Asked if a full-back was also on his shopping list, the former Scotland assistant coach added: “Yeah, not going to hide away from that – certainly part of the plans. It’s on hold at the moment and hopefully we can pick that up again.”
Even if Wilson is able to complete all the signings he has in mind, there is a strong possibility that the new batch of academy players announced earlier this week will be pressed into service more often than their predecessors were. While those players will primarily be part of a Super6 squad, they are working more closely with both professional teams than has been the case in the past, making for a smooth transition into the matchday squad.
“What will really tell on that is what happens with the international calendar,” Wilson continued. “When you take a job like Glasgow, you understand that there are times of year where, not like I experienced in other environments, you lose a huge amount of your squad to international commitments. So once we know what the calendar looks like, we’ve then got to respond to the knock-on effect for us in the loss of players for that period.
“Generally what I mean by that is how quickly those academy guys and those linked to Super6, how much they’re exposed to rugby. But in an ideal world with developing players, development is about picking the right opportunities for them to come into games and play in the right games at the right times to get positive experiences to build on. Obviously you learn from your mistakes and you learn from tough days at the office. Those things will be taken into consideration.
“But there are some really good young players in that Glasgow setup and there are more we want to produce for the future.
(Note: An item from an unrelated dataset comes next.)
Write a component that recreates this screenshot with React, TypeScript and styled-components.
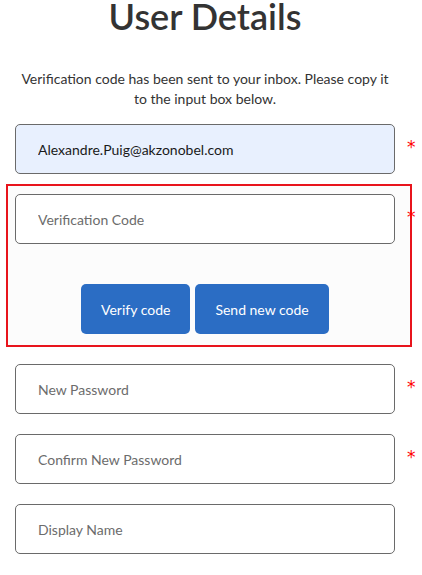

With the Scottish Rugby link there, it’s to the gain of Scottish rugby in the long term if we can do that.
“It’s a bit of a balancing act, because the other important part of developing young players is having quality experienced players around them. If we talk about Leinster and the quality players they bring through their academy, they’ve also got some really good senior players, whether foreign or Irish, who help bring those players through. Scott Fardy, as an example, has been talked about many times, how good he is at helping develop young academy players at Leinster. That has to be the same for me at Glasgow as well.”
Balancing flair with pragmatism
Although he has had little time as yet to work with his players, Wilson has been able to formulate a firm idea of how he wants his team to play. Crucially, he says he remains committed to the attacking style that has endeared Glasgow to neutrals, while thrilling and at times exasperating their own supporters. At the same time, however, he wants to tighten up in defence and cut down on the concession of turnovers, and acknowledged that an at times very delicate balance needs to be struck between offensive instincts and defensive common sense.
“Glasgow play a very fast, attacking brand of rugby. Their attacking stats are phenomenal and have been for the past few years. We want to keep that going and develop it, because I think that’s what brings people in to watch. The players and supporters are passionate about it, so that identity is not going to change.
“But we also need to build on our defence and develop a game-management strategy as well. If we can build on those two things to go with the attacking brand then I think that will move us forward.
“When we talk about defence, there are still some really good examples of some defensive strengths at Glasgow. When they lost the final last year, they were a top-four defence in terms of tries conceded. They’re not a top-four defence for tries conceded this year, however a lot of those tries conceded have come from turnovers as a source of possession to the opposition.
“The key word is balance – not just balance between attack and defence, but concentrating on transition, how do we transition? There are lots of different ways. One way you don’t want to transition is turning the ball over too much, because it’s the hardest one to defend for obvious reasons – you’re not set to defend.
“We need to look at that balancing act, and yes, it is a difficult one to be able to maintain huge focus on attack and get the other two improved. But being very open and honest with you guys, the other two do need to improve from a statistical point of view a little bit to help bolster this season’s league position for the future.
“Glasgow have the attacking philosophy and everyone is passionate about it. I’m passionate about it. We will keep that developing.”